Ich möchte ein sogenanntes Oberteil kaufen, denn meine obere Körperhälfte soll jetzt im kühlen Herbst sowohl modisch als auch möglichst warm verhüllt werden. Ich gehe dazu in ein entsprechendes Geschäft, im Internet oder in der Fußgängerzone, sehe dort an einer Schaufensterpuppe oder einem Model ein schönes Oberteil und beschließe, es zu erwerben. Ich schaue also nach meiner Größe, die weder Schaufensterpuppen- noch Modelmaßen entspricht, denn ich bin eine eher große Frau und zwar in alle Himmelsrichtungen. Das Oberteil gibt es sogar in meiner Größe.
Das ist nicht selbstverständlich, denn meine Konfektionsgröße liegt haarscharf über der der deutschen Durchschnittsfrau. Und da wir immer noch im kapitalistischen Patriarchat mit seinen bekannten Schönheitsnormen leben, darf eine leicht überdurchschnittlich große Frau wie ich eigentlich nicht erwarten, ihren Oberkörper modisch ansprechend verhüllen zu dürfen.
Ich ziehe das Oberteil also an und stelle dann fest, was ich immer feststelle, wenn ich Oberteile kaufe: je größer die Größe, desto breiter das Oberteil. Unter meinen Achseln schlackert der Stoff, hier ist reichlich Platz. Allerdings kann ich die Arme nicht heben, denn in der Länge hat sich das Oberteil kaum spürbar vergrößert und endet knapp unterhalb meines Bauchnabels. Würde ich meine Arme anheben, was im Alltag nützlich sein kann, würde ich meinen Bauch entblößen. Es ist nicht so, dass ich der Welt meinen Bauch nicht zumuten möchte, es ist umgekehrt: Ich will meinem Bauch die Welt da draußen nicht zumuten. Er ist weich und rund und sensibel und will einfach nur seine Ruhe haben, bedeckt von ausreichend Stoff.

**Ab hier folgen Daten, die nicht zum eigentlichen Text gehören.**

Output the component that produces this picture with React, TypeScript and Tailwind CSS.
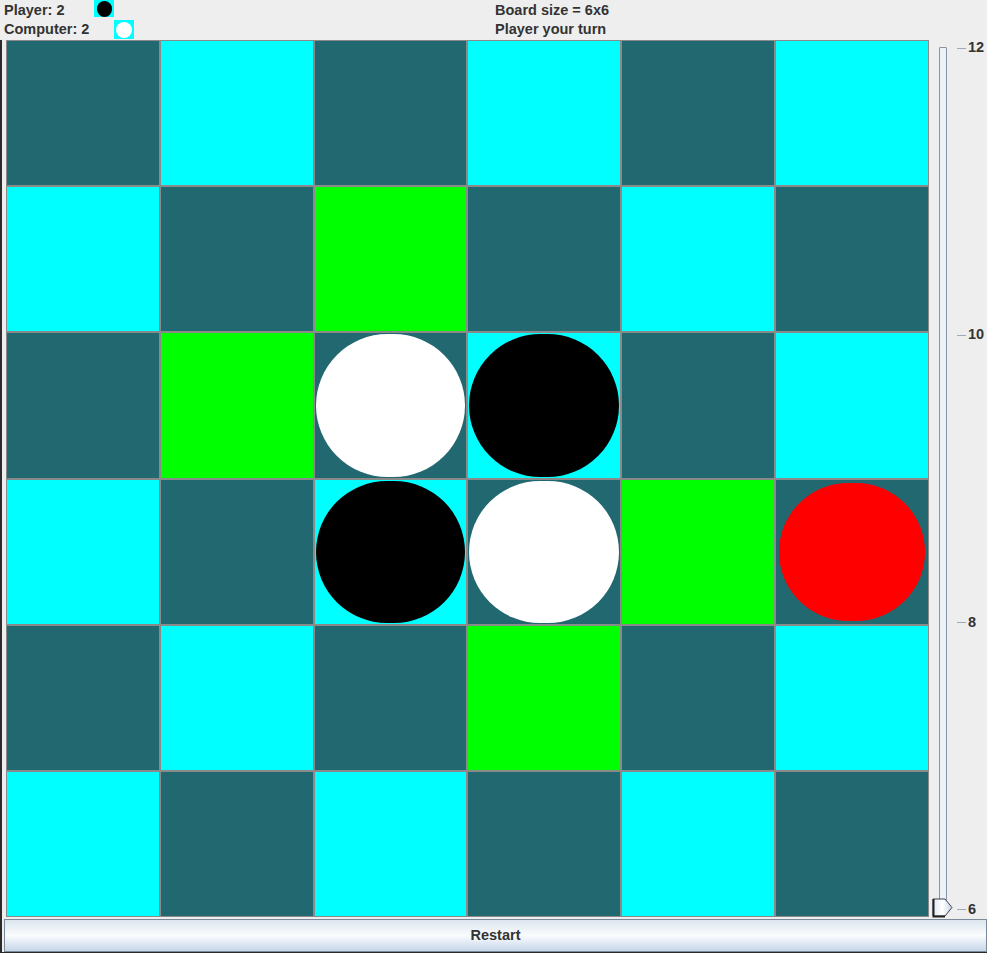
import React from "react";

type Cell = { bg: string; piece?: string };

const DARK = "bg-[#216870]";
const CYAN = "bg-[#00ffff]";
const GREEN = "bg-[#00ff00]";

// board state, row by row
const board: Cell[][] = [
    [{ bg: DARK }, { bg: CYAN }, { bg: DARK }, { bg: CYAN }, { bg: DARK }, { bg: CYAN }],
    [{ bg: CYAN }, { bg: DARK }, { bg: GREEN }, { bg: DARK }, { bg: CYAN }, { bg: DARK }],
    [
        { bg: DARK },
        { bg: GREEN },
        { bg: DARK, piece: "bg-white m-[1px]" },
        { bg: CYAN, piece: "bg-black m-[1px]" },
        { bg: DARK },
        { bg: CYAN },
    ],
    [
        { bg: CYAN },
        { bg: DARK },
        { bg: CYAN, piece: "bg-black m-[1px]" },
        { bg: DARK, piece: "bg-white m-[1px]" },
        { bg: GREEN },
        { bg: DARK, piece: "bg-[#ff0000] m-[3px]" },
    ],
    [{ bg: DARK }, { bg: CYAN }, { bg: DARK }, { bg: GREEN }, { bg: DARK }, { bg: CYAN }],
    [{ bg: CYAN }, { bg: DARK }, { bg: CYAN }, { bg: DARK }, { bg: CYAN }, { bg: DARK }],
];

const ticks = ["12", "10", "8", "6"];

const App = () => {
    return (
        <div
            className="w-[987px] h-[953px] bg-[#eeeeee] flex flex-col text-[#333333] overflow-hidden"
            style={{ fontFamily: '"Liberation Sans", Arial, sans-serif' }}
        >
            {/* header */}
            <div className="h-[40px] flex flex-row text-[14.5px] font-bold leading-[19px]">
                <div className="w-[495px] pl-[4px] pt-[1px] flex flex-col">
                    <div className="flex flex-row h-[19px]">
                        <p className="w-[90px]">Player: 2</p>
                        <div className="-mt-[1px] w-[20px] h-[17px] bg-[#00ffff] flex items-center justify-center">
                            <div className="w-[15px] h-[16px] rounded-full bg-black" />
                        </div>
                    </div>
                    <div className="flex flex-row h-[19px]">
                        <p className="w-[110px]">Computer: 2</p>
                        <div className="w-[20px] h-[19px] bg-[#00ffff] flex items-center justify-center">
                            <div className="w-[16px] h-[16px] rounded-full bg-white" />
                        </div>
                    </div>
                </div>
                <div className="pt-[1px] flex flex-col">
                    <p className="h-[19px]">Board size = 6x6</p>
                    <p className="h-[19px]">Player your turn</p>
                </div>
            </div>

            <div className="flex flex-row flex-1">
                {/* window edge */}
                <div className="w-[2px] bg-[#2b2b2b]" />
                <div className="flex flex-col flex-1">
                    <div className="flex flex-row h-[879px]">
                        {/* board */}
                        <div className="ml-[4px] w-[923px] h-[877px] bg-[#8a8a8a] p-[1px] grid grid-cols-6 grid-rows-6 gap-[2px]">
                            {board.flat().map((cell, i) => (
                                <div key={i} className={`${cell.bg} flex`}>
                                    {cell.piece && (
                                        <div className={`flex-1 rounded-full ${cell.piece}`} />
                                    )}
                                </div>
                            ))}
                        </div>

                        {/* slider */}
                        <div className="relative flex flex-row flex-1">
                            <div className="ml-[10px] mt-[7px] w-[8px] h-[858px] border border-[#8596a8] bg-[#eef2f6] rounded-[1px]" />
                            <div className="absolute left-[3px] top-[858px]">
                                <svg width="22" height="20" viewBox="0 0 22 20">
                                    <defs>
                                        <linearGradient id="thumb" x1="0" y1="0" x2="1" y2="0">
                                            <stop offset="0" stopColor="#dfe8f2" />
                                            <stop offset="0.5" stopColor="#ffffff" />
                                            <stop offset="1" stopColor="#c6d4e4" />
                                        </linearGradient>
                                    </defs>
                                    <path
                                        d="M1 1 H13 L20 9.5 L13 18 H1 Z"
                                        fill="url(#thumb)"
                                        stroke="#3a4450"
                                        strokeWidth="1"
                                    />
                                    <path d="M1.5 1 V18.5 H13" fill="none" stroke="#222" strokeWidth="2" />
                                </svg>
                            </div>
                            <div className="ml-[10px] flex flex-col justify-between h-[878px] text-[14.5px] font-bold">
                                {ticks.map((t) => (
                                    <div key={t} className="flex flex-row items-center h-[16px] gap-[2px]">
                                        <div className="w-[9px] h-[1px] bg-[#9aaabb]" />
                                        <span>{t}</span>
                                    </div>
                                ))}
                            </div>
                        </div>
                    </div>

                    {/* restart button */}
                    <button className="ml-[2px] h-[33px] border border-[#7a8a99] bg-gradient-to-b from-[#dde5ee] via-[#fafcfe] to-[#c6d6e8] text-[14.5px] font-bold text-[#333333]">
                        Restart
                    </button>
                    <div className="flex-1 bg-[#2b2b2b]" />
                </div>
            </div>
        </div>
    );
};

export default App;
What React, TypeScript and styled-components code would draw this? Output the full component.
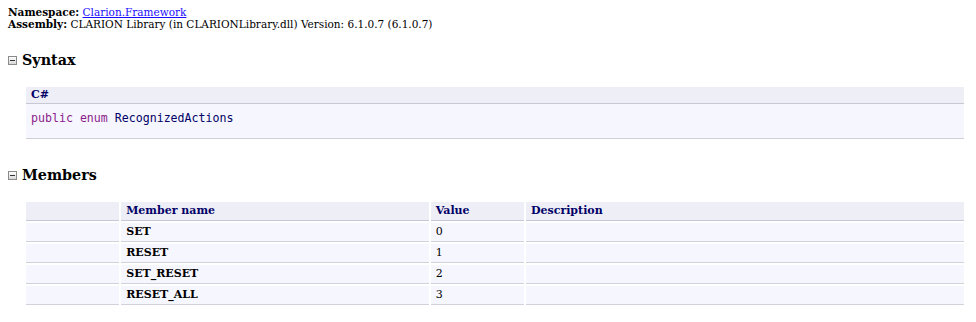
import { Fragment } from "react";
import styled, { createGlobalStyle } from "styled-components";

const GlobalStyle = createGlobalStyle`
    body {
        margin: 0;
        background: #fff;
        font-family: "DejaVu Serif", serif;
        color: #000;
    }
`;

const Page = styled.div`
    padding: 6px 12px 0 8px;
`;

const InfoLine = styled.div`
    font-size: 10.5px;
    line-height: 12px;
`;

const Label = styled.b`
    font-weight: bold;
`;

const Link = styled.a`
    color: #1a0dff;
    text-decoration: underline;
`;

const SectionTitle = styled.h1<{ $top: number }>`
    margin: ${(p) => p.$top}px 0 0;
    display: flex;
    align-items: center;
    gap: 5px;
    font-size: 14.3px;
    line-height: 20px;
    font-weight: bold;
`;

const Toggle = styled.span`
    width: 7px;
    height: 7px;
    border: 1px solid #8a8a8a;
    background: linear-gradient(#ffffff, #d8d8d8);
    position: relative;
    flex-shrink: 0;

    &::after {
        content: "";
        position: absolute;
        left: 1px;
        right: 1px;
        top: 3px;
        height: 1px;
        background: #333;
    }
`;

const SectionBody = styled.div<{ $top: number }>`
    margin: ${(p) => p.$top}px 0 0 18px;
`;

const CodeHead = styled.div`
    background: #eeeef6;
    border-bottom: 1px solid #c8c8d4;
    padding: 0 5px;
    height: 16px;
    line-height: 16px;
    font-size: 11px;
    font-weight: bold;
    color: #000066;
`;

const CodeBody = styled.pre`
    margin: 0;
    background: #f6f6fe;
    border-bottom: 1px solid #cfcfd6;
    height: 34px;
    padding: 0 5px;
    font-family: "DejaVu Sans Mono", monospace;
    font-size: 11.6px;
    line-height: 28px;
    color: #000066;
`;

const Keyword = styled.span`
    color: #8b1c8b;
`;

const Table = styled.div`
    display: grid;
    grid-template-columns: 10fr 33fr 10fr 47fr;
    gap: 2px;
`;

const Cell = styled.div<{ $head?: boolean; $bold?: boolean }>`
    background: ${(p) => (p.$head ? "#eeeef6" : "#f6f6fe")};
    border-bottom: 1px solid ${(p) => (p.$head ? "#c6c6d8" : "#d2d2da")};
    height: 18px;
    line-height: 18px;
    padding: 0 5px;
    font-size: 11px;
    font-weight: ${(p) => (p.$head || p.$bold ? "bold" : "normal")};
    color: ${(p) => (p.$head ? "#000066" : "#000")};
    white-space: nowrap;
`;

const members = [
    { name: "SET", value: "0" },
    { name: "RESET", value: "1" },
    { name: "SET_RESET", value: "2" },
    { name: "RESET_ALL", value: "3" },
];

export default function App() {
    return (
        <>
            <GlobalStyle />
            <Page>
                <InfoLine>
                    <Label>Namespace:</Label> <Link href="#">Clarion.Framework</Link>
                </InfoLine>
                <InfoLine>
                    <Label>Assembly:</Label> CLARION Library (in CLARIONLibrary.dll) Version: 6.1.0.7
                    (6.1.0.7)
                </InfoLine>

                <SectionTitle $top={20}>
                    <Toggle />
                    Syntax
                </SectionTitle>
                <SectionBody $top={17}>
                    <CodeHead>C#</CodeHead>
                    <CodeBody>
                        <Keyword>public</Keyword> <Keyword>enum</Keyword> RecognizedActions
                    </CodeBody>
                </SectionBody>

                <SectionTitle $top={26}>
                    <Toggle />
                    Members
                </SectionTitle>
                <SectionBody $top={17}>
                    <Table>
                        <Cell $head />
                        <Cell $head>Member name</Cell>
                        <Cell $head>Value</Cell>
                        <Cell $head>Description</Cell>
                        {members.map((m) => (
                            <Fragment key={m.name}>
                                <Cell />
                                <Cell $bold>{m.name}</Cell>
                                <Cell>{m.value}</Cell>
                                <Cell />
                            </Fragment>
                        ))}
                    </Table>
                </SectionBody>
            </Page>
        </>
    );
}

Kleinen Frauen müssen bei den Kindersachen schauen, die Großen bei den Herren
Die meisten konventionellen Klamotten werden nach einem festgelegten Schema gradiert, derselbe Schnitt also in unterschiedliche Konfektionsgrößen übertragen. Das bedeutet, dass ein Unisex-Standard-T-Shirt zwischen den Größen S und XXL zwar rund sieben Zentimeter breiter wird, aber nur drei Zentimeter länger. Das mag praktisch sein, wenn man einen genau diesem Schema entsprechenden Körperbau hat. Für Menschen, die sehr groß oder sehr klein sind oder einen Bauch haben oder einen langen Oberkörper oder große Brüste, ist das ziemlicher Mist.
Beim Jeanskaufen ist es ja auch möglich, das Verhältnis von Bundweite und Hosenbeinlänge zu variieren, für BHs gibt es unendliche Variationen zwischen Brustumfang und Körbchengröße – bei Oberteilen gibt es diese Option in aller Regel nicht. Stattdessen werden Frauen auf der Suche nach passenden und modischen Oberteilen gern in Sonderabteilungen geschickt: Die besonders kleinen Frauen müssen bei den Kindersachen schauen, die besonders Großen bei den Herren und die Dicken bitte im »Big is beautiful«-Segment, das meistens identisch ist mit der Abteilung für Schwangerschaftsmode. Dort gibt es dann in aller Regel Zelte unter denen jede Körperkontur verschwindet oder besonders eng anliegende Pellen für bauchbewusste Schwangere.
Beides ist nicht wirklich zielführend für Frauen jenseits Konfektionsgröße 42, die einfach nur ein passendes T-Shirt suchen, in dem der Bauch nicht rausguckt. Ich weiß, was einige von Ihnen jetzt denken: Soll sie halt mal was unternehmen gegen ihren Bauch! Warum hungert sie ihren Körperumfang nicht einfach in ein Standardmaß, wenn sie T-Shirts tragen möchte? Das Leben ist kein Wunschkonzert. Aber wenn ich mir und meinem Bauch doch etwas wünschen dürfte, dann, dass diese Standards ab und zu den Realitäten angepasst werden. Und die besagen, dass wahrscheinlich noch nie eine große Frau, ob mit oder ohne Bauch, eine Umkleidekabine betreten und ein Oberteil angezogen und dann gesagt hat: Ach schade, es passt eigentlich gut, aber es ist einfach zu lang.